ERA.id - Kantor Kemenag Kulonprogo mewajibkan pengantin melafalkan Pancasila dan menyanyikan Garuda Pancasila usai ijab Kabul sebagai wujud nasionalisme.
Sosiolog Universitas Gadjah Mada (UGM), AB Widyanta mengkritik kebijakan tersebut karena dinilai dangkal dan tak sesuai dengan kenyataan bahwa banyak hal itu kontradiksi dengan nilai-nilai Pancasila.
“Itu bentuk banalitas, dangkal. Pancasila tidak bisa berbunyi tanpa realitas dan wujud praktiknya di realitas. Tidak semata-mata dibunyikan secara retorik,” katanya saat dihubungi ERA, Senin (14/11/2022).
Menurutnya, jika ada kebijakan seperti di Kulonprogo itu yang hanya melafalkan Pancasila, bukan tidak mungkin justru hasilnya tak sesuai keinginan pemerintah dan melahirkan bentuk penolakan dari masyarakat.
“Ketika berulang-ulang terjadi, akan ada resistensi di kalangan warga. Kebijakan itu akan menegasikan capaian yang diinginkan (warga jadi mengamalkan nilai Pancasila),” ujarnya.
Namun, menurut Abe, sapaannya, fenomena ini belum mengarah ke laku negara ultranasionalis. “Ini bentuk kesalahan dalam menerjemahkan bentuk edukasi publik. Publik butuh edukasi dengan wujud-wujud pengamalan Pancasila di sekitar mereka,” ujarnya.
Namun kata dia yang terlihat justru hal-hal yang berbeda dengan sila Pancasila. Misalnya untuk sila pertama, saat ini masih ada intoleransi terhadap warga agama lain penganut penghayat kepercayaan. “Kalau masih ada stigma ke mereka (penghayat), itu enggak Pancasilais,” ujarnya.
Di sila kedua, warga juga akan mengaitkan dan mempertanyakan misalnya hukuman koruptor yang dikorting besar-besaran. “Itu keadilnya di mana?”
Demikian pula dengan sila-sila yang lain, publik akan kritis melihat realitasnya ketimbang sekadar mengucapkan. "Ini paradoks. Realitasnya seperti itu, tapi praktiknya suruh menghafal, jadi enggak connect,” tandasnya.

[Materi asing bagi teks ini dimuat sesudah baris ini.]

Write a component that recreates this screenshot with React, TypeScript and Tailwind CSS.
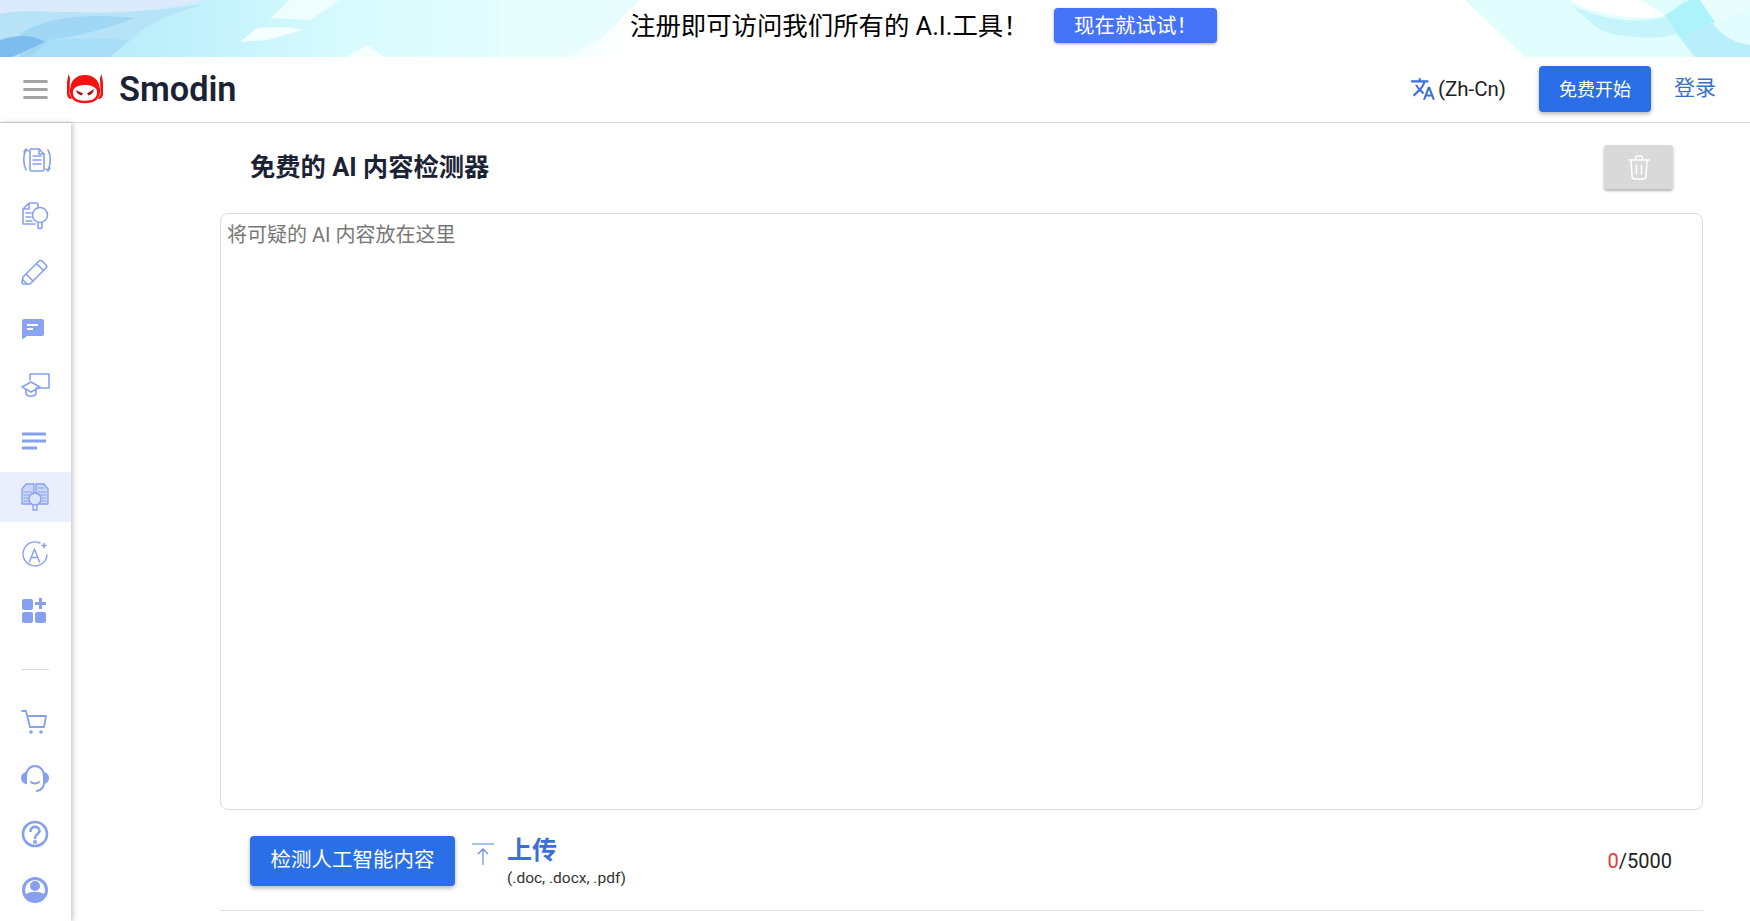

Abe menyarankan pemerintah, khususnya lembaga yang menangani soal Pancasila, yakni BPIP, harus menyosialisasikan Pancasila dengan menerapkan nilai–nilai Pancasila ke dalam tindakan. “Kebijakan menghafal itu hanya akan ciptakan bebek-bebek, karena tidak ditanam di lingkungan dan kesadaran warga,” kata dia.
Apalagi jika itu jadi syarat pernikahan. “Nikah itu kan sakral. Ada ruang lain yang lebih holistik (untuk menerapkan Pancasila), bukan hanya diucapkan,” kata dia.
Menurutnya, penerapan Pancasila justru tak perlu dengan memamer-mamerkan apa yang sudah dihapal. “Justru kalau kamu Pancasila, kamu enggak akan bilang aku Pancasila. Ini mewujud dalam tindakan, bukan ucapan. Pancasila itu laku hidup, bukan laku retorik,” tuturnya.